**Instructions to follow**
Leaving the pictures aside, transcribe every line below exactly.

**Available data**
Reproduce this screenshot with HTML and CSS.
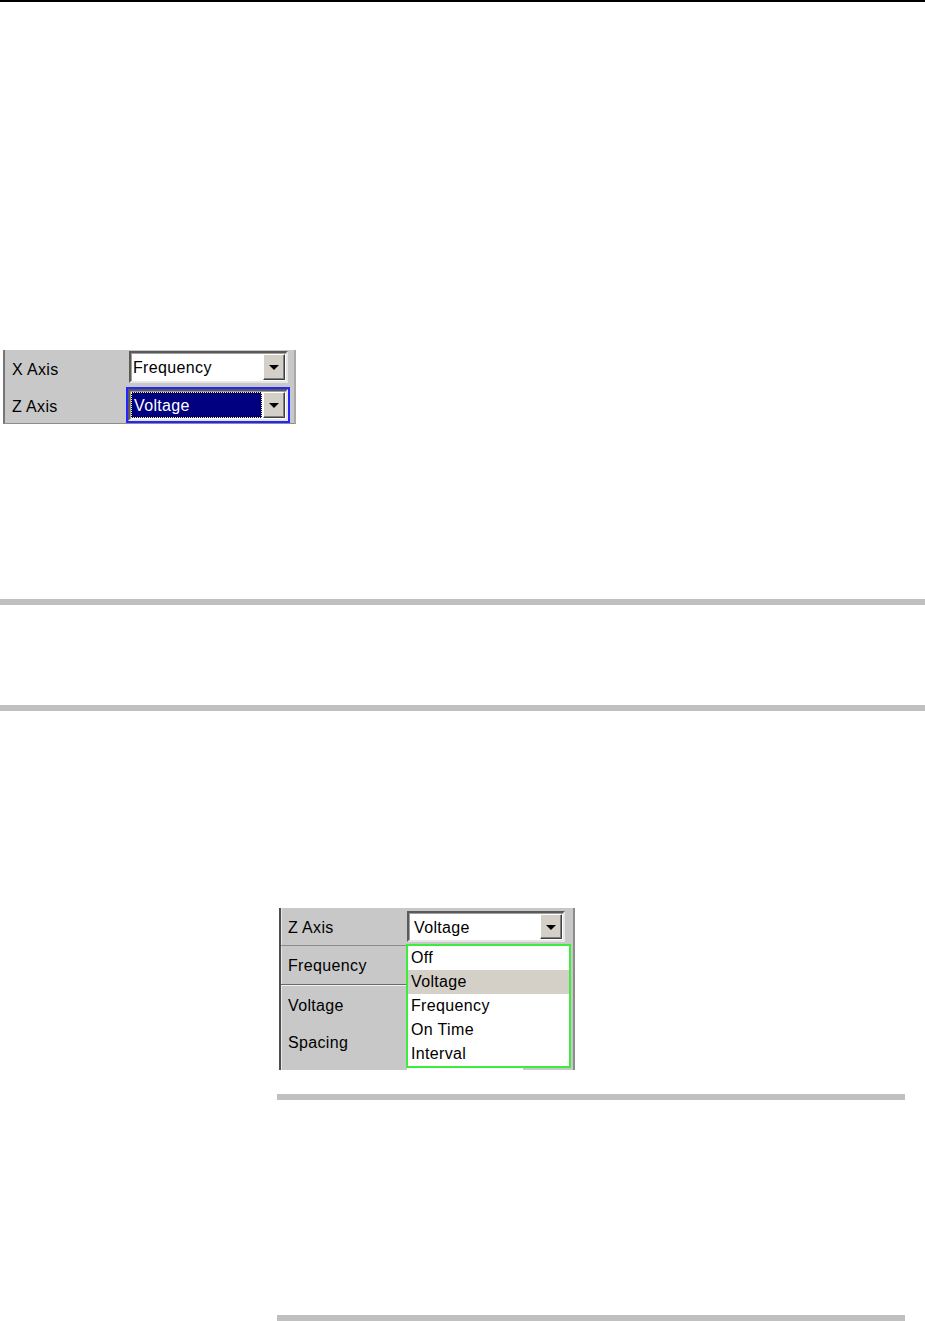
FILE: index.html
```html
<!DOCTYPE html>
<html>
<head>
<meta charset="utf-8">
<title>Axis settings</title>
<link rel="stylesheet" href="styles.css">
</head>
<body>
<div class="top-rule"></div>

<div class="panel panel1">
  <div class="label row-a">X Axis</div>
  <div class="cell row-a">
    <div class="dd dd-w1">
      <div class="dd-value">Frequency</div>
      <div class="dd-btn"><span class="arrow"></span></div>
    </div>
  </div>
  <div class="label row-b">Z Axis</div>
  <div class="cell row-b">
    <div class="focus-ring">
      <div class="dd dd-w1">
        <div class="dd-value selected"><span class="focus-text">Voltage</span></div>
        <div class="dd-btn"><span class="arrow"></span></div>
      </div>
    </div>
  </div>
</div>

<div class="bar bar-full bar1"></div>
<div class="bar bar-full bar2"></div>

<div class="panel panel2">
  <div class="p2-row p2-r1">
    <div class="label">Z Axis</div>
    <div class="dd dd-w2">
      <div class="dd-value">Voltage</div>
      <div class="dd-btn"><span class="arrow"></span></div>
    </div>
  </div>
  <div class="p2-row p2-r2">
    <div class="label">Frequency</div>
  </div>
  <div class="p2-row p2-r3">
    <div class="label">Voltage</div>
  </div>
  <div class="p2-row p2-r4">
    <div class="label">Spacing</div>
  </div>
  <div class="p2-row p2-r5">
    <div class="stub"></div>
  </div>

  <ul class="list">
    <li>Off</li>
    <li class="hl">Voltage</li>
    <li>Frequency</li>
    <li>On Time</li>
    <li>Interval</li>
  </ul>
</div>

<div class="bar bar-part bar3"></div>
<div class="bar bar-part bar4"></div>
</body>
</html>
```

FILE: styles.css
```css
html, body {
  margin: 0;
  padding: 0;
  background: #ffffff;
}
body {
  width: 925px;
  height: 1321px;
  overflow: hidden;
  font-family: "Liberation Sans", Arial, sans-serif;
  font-size: 16px;
  letter-spacing: 0.35px;
  color: #000;
}

.top-rule {
  height: 2px;
  background: #000;
}

.panel {
  box-sizing: border-box;
  background: #c8c8c8;
}

/* ---------- panel 1 ---------- */
.panel1 {
  margin: 348px 0 0 3px;
  width: 293px;
  height: 74px;
  border-left: 2px solid #767676;
  border-right: 2px solid #a9a9a9;
  border-bottom: 1px solid #8c8c8c;
  display: grid;
  grid-template-columns: 121px 1fr;
  grid-template-rows: 37px 36px;
}
.label {
  display: flex;
  align-items: center;
  padding-left: 7px;
  white-space: nowrap;
}
.panel1 .row-a.label { padding-top: 2px; }
.panel1 .row-b.label { padding-top: 3px; }
.cell {
  display: flex;
  align-items: flex-start;
}
.panel1 .row-a.cell { padding: 1px 0 0 3px; }
.panel1 .row-b.cell { padding: 0; }

.dd {
  box-sizing: border-box;
  display: flex;
  background: #fff;
  border: 2px solid;
  border-color: #5a5a5a #e6e6e6 #e6e6e6 #5a5a5a;
  box-shadow: inset 1px 1px 0 #a0a0a0;
}
.dd-w1 { width: 159px; height: 32px; }
.dd-w2 { width: 158px; height: 31px; margin: 3px 0 0 2px; }

.dd-value {
  flex: 1;
  display: flex;
  align-items: center;
  padding: 2px 0 0 2px;
  white-space: nowrap;
}
.dd-w2 .dd-value { padding-left: 5px; }
.dd-btn {
  box-sizing: border-box;
  width: 22px;
  margin: 1px 1px 1px 0;
  background: #d4d0c8;
  border: 1px solid;
  border-color: #ffffff #404040 #404040 #ffffff;
  box-shadow: inset -1px -1px 0 #808080;
  display: flex;
  align-items: center;
  justify-content: center;
}
.arrow {
  width: 0;
  height: 0;
  border-left: 5px solid transparent;
  border-right: 5px solid transparent;
  border-top: 5px solid #000;
  margin-top: 1px;
}

.focus-ring {
  box-sizing: border-box;
  width: 164px;
  height: 36px;
  border: 2px solid #2424ff;
}
.focus-ring .dd { width: 160px; height: 32px; }
.dd-value.selected {
  margin: 1px;
  padding: 2px 0 0 0;
  background: #000080;
  color: #fff;
  outline: 1px dotted #ffff66;
  outline-offset: -1px;
}
.focus-text { padding-left: 3px; }

/* ---------- bars ---------- */
.bar { background: #c0c0c0; height: 6px; }
.bar1 { margin-top: 175px; }
.bar2 { margin-top: 100px; }
.bar-part { margin-left: 277px; width: 628px; }
.bar3 { margin-top: 24px; }
.bar4 { margin-top: 215px; }

/* ---------- panel 2 ---------- */
.panel2 {
  position: relative;
  margin: 197px 0 0 279px;
  width: 296px;
  height: 162px;
  border-left: 2px solid #4e4e4e;
  border-right: 2px solid #8c8c8c;
  box-shadow: inset 1px 0 0 #e8e8e8;
}
.p2-row {
  display: flex;
  align-items: flex-start;
}
.p2-row .label { width: 124px; box-sizing: border-box; }
.p2-r1 { height: 37px; }
.p2-r1 .label { height: 37px; padding-top: 2px; }
.p2-r2 {
  box-sizing: border-box;
  height: 40px;
  border-top: 1px solid #8c8c8c;
  border-bottom: 1px solid #6a6a6a;
  box-shadow: 0 1px 0 #f2f2f2;
  margin-right: 160px;
}
.p2-r2 .label { height: 38px; padding-top: 2px; }
.p2-r3 { height: 40px; }
.p2-r3 .label { height: 40px; padding-top: 1px; }
.p2-r4 { height: 35px; }
.p2-r4 .label { height: 35px; padding-top: 1px; }
.p2-r5 { height: 10px; }
.stub {
  margin: 4px 0 0 126px;
  width: 116px;
  height: 6px;
  background: #fff;
}

.list {
  position: absolute;
  left: 125px;
  top: 36px;
  box-sizing: border-box;
  width: 165px;
  height: 124px;
  margin: 0;
  padding: 0;
  list-style: none;
  background: #fff;
  border: 2px solid #3ded3d;
}
.list li {
  height: 24px;
  line-height: 24px;
  padding-left: 3px;
  white-space: nowrap;
}
.list li.hl { background: #d4d0c8; }
```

**Task solution**
Reproduce this screenshot with HTML and CSS.
FILE: index.html
```html
<!DOCTYPE html>
<html>
<head>
<meta charset="utf-8">
<title>Axis settings</title>
<link rel="stylesheet" href="styles.css">
</head>
<body>
<div class="top-rule"></div>

<div class="panel panel1">
  <div class="label row-a">X Axis</div>
  <div class="cell row-a">
    <div class="dd dd-w1">
      <div class="dd-value">Frequency</div>
      <div class="dd-btn"><span class="arrow"></span></div>
    </div>
  </div>
  <div class="label row-b">Z Axis</div>
  <div class="cell row-b">
    <div class="focus-ring">
      <div class="dd dd-w1">
        <div class="dd-value selected"><span class="focus-text">Voltage</span></div>
        <div class="dd-btn"><span class="arrow"></span></div>
      </div>
    </div>
  </div>
</div>

<div class="bar bar-full bar1"></div>
<div class="bar bar-full bar2"></div>

<div class="panel panel2">
  <div class="p2-row p2-r1">
    <div class="label">Z Axis</div>
    <div class="dd dd-w2">
      <div class="dd-value">Voltage</div>
      <div class="dd-btn"><span class="arrow"></span></div>
    </div>
  </div>
  <div class="p2-row p2-r2">
    <div class="label">Frequency</div>
  </div>
  <div class="p2-row p2-r3">
    <div class="label">Voltage</div>
  </div>
  <div class="p2-row p2-r4">
    <div class="label">Spacing</div>
  </div>
  <div class="p2-row p2-r5">
    <div class="stub"></div>
  </div>

  <ul class="list">
    <li>Off</li>
    <li class="hl">Voltage</li>
    <li>Frequency</li>
    <li>On Time</li>
    <li>Interval</li>
  </ul>
</div>

<div class="bar bar-part bar3"></div>
<div class="bar bar-part bar4"></div>
</body>
</html>
```

FILE: styles.css
```css
html, body {
  margin: 0;
  padding: 0;
  background: #ffffff;
}
body {
  width: 925px;
  height: 1321px;
  overflow: hidden;
  font-family: "Liberation Sans", Arial, sans-serif;
  font-size: 16px;
  letter-spacing: 0.35px;
  color: #000;
}

.top-rule {
  height: 2px;
  background: #000;
}

.panel {
  box-sizing: border-box;
  background: #c8c8c8;
}

/* ---------- panel 1 ---------- */
.panel1 {
  margin: 348px 0 0 3px;
  width: 293px;
  height: 74px;
  border-left: 2px solid #767676;
  border-right: 2px solid #a9a9a9;
  border-bottom: 1px solid #8c8c8c;
  display: grid;
  grid-template-columns: 121px 1fr;
  grid-template-rows: 37px 36px;
}
.label {
  display: flex;
  align-items: center;
  padding-left: 7px;
  white-space: nowrap;
}
.panel1 .row-a.label { padding-top: 2px; }
.panel1 .row-b.label { padding-top: 3px; }
.cell {
  display: flex;
  align-items: flex-start;
}
.panel1 .row-a.cell { padding: 1px 0 0 3px; }
.panel1 .row-b.cell { padding: 0; }

.dd {
  box-sizing: border-box;
  display: flex;
  background: #fff;
  border: 2px solid;
  border-color: #5a5a5a #e6e6e6 #e6e6e6 #5a5a5a;
  box-shadow: inset 1px 1px 0 #a0a0a0;
}
.dd-w1 { width: 159px; height: 32px; }
.dd-w2 { width: 158px; height: 31px; margin: 3px 0 0 2px; }

.dd-value {
  flex: 1;
  display: flex;
  align-items: center;
  padding: 2px 0 0 2px;
  white-space: nowrap;
}
.dd-w2 .dd-value { padding-left: 5px; }
.dd-btn {
  box-sizing: border-box;
  width: 22px;
  margin: 1px 1px 1px 0;
  background: #d4d0c8;
  border: 1px solid;
  border-color: #ffffff #404040 #404040 #ffffff;
  box-shadow: inset -1px -1px 0 #808080;
  display: flex;
  align-items: center;
  justify-content: center;
}
.arrow {
  width: 0;
  height: 0;
  border-left: 5px solid transparent;
  border-right: 5px solid transparent;
  border-top: 5px solid #000;
  margin-top: 1px;
}

.focus-ring {
  box-sizing: border-box;
  width: 164px;
  height: 36px;
  border: 2px solid #2424ff;
}
.focus-ring .dd { width: 160px; height: 32px; }
.dd-value.selected {
  margin: 1px;
  padding: 2px 0 0 0;
  background: #000080;
  color: #fff;
  outline: 1px dotted #ffff66;
  outline-offset: -1px;
}
.focus-text { padding-left: 3px; }

/* ---------- bars ---------- */
.bar { background: #c0c0c0; height: 6px; }
.bar1 { margin-top: 175px; }
.bar2 { margin-top: 100px; }
.bar-part { margin-left: 277px; width: 628px; }
.bar3 { margin-top: 24px; }
.bar4 { margin-top: 215px; }

/* ---------- panel 2 ---------- */
.panel2 {
  position: relative;
  margin: 197px 0 0 279px;
  width: 296px;
  height: 162px;
  border-left: 2px solid #4e4e4e;
  border-right: 2px solid #8c8c8c;
  box-shadow: inset 1px 0 0 #e8e8e8;
}
.p2-row {
  display: flex;
  align-items: flex-start;
}
.p2-row .label { width: 124px; box-sizing: border-box; }
.p2-r1 { height: 37px; }
.p2-r1 .label { height: 37px; padding-top: 2px; }
.p2-r2 {
  box-sizing: border-box;
  height: 40px;
  border-top: 1px solid #8c8c8c;
  border-bottom: 1px solid #6a6a6a;
  box-shadow: 0 1px 0 #f2f2f2;
  margin-right: 160px;
}
.p2-r2 .label { height: 38px; padding-top: 2px; }
.p2-r3 { height: 40px; }
.p2-r3 .label { height: 40px; padding-top: 1px; }
.p2-r4 { height: 35px; }
.p2-r4 .label { height: 35px; padding-top: 1px; }
.p2-r5 { height: 10px; }
.stub {
  margin: 4px 0 0 126px;
  width: 116px;
  height: 6px;
  background: #fff;
}

.list {
  position: absolute;
  left: 125px;
  top: 36px;
  box-sizing: border-box;
  width: 165px;
  height: 124px;
  margin: 0;
  padding: 0;
  list-style: none;
  background: #fff;
  border: 2px solid #3ded3d;
}
.list li {
  height: 24px;
  line-height: 24px;
  padding-left: 3px;
  white-space: nowrap;
}
.list li.hl { background: #d4d0c8; }
```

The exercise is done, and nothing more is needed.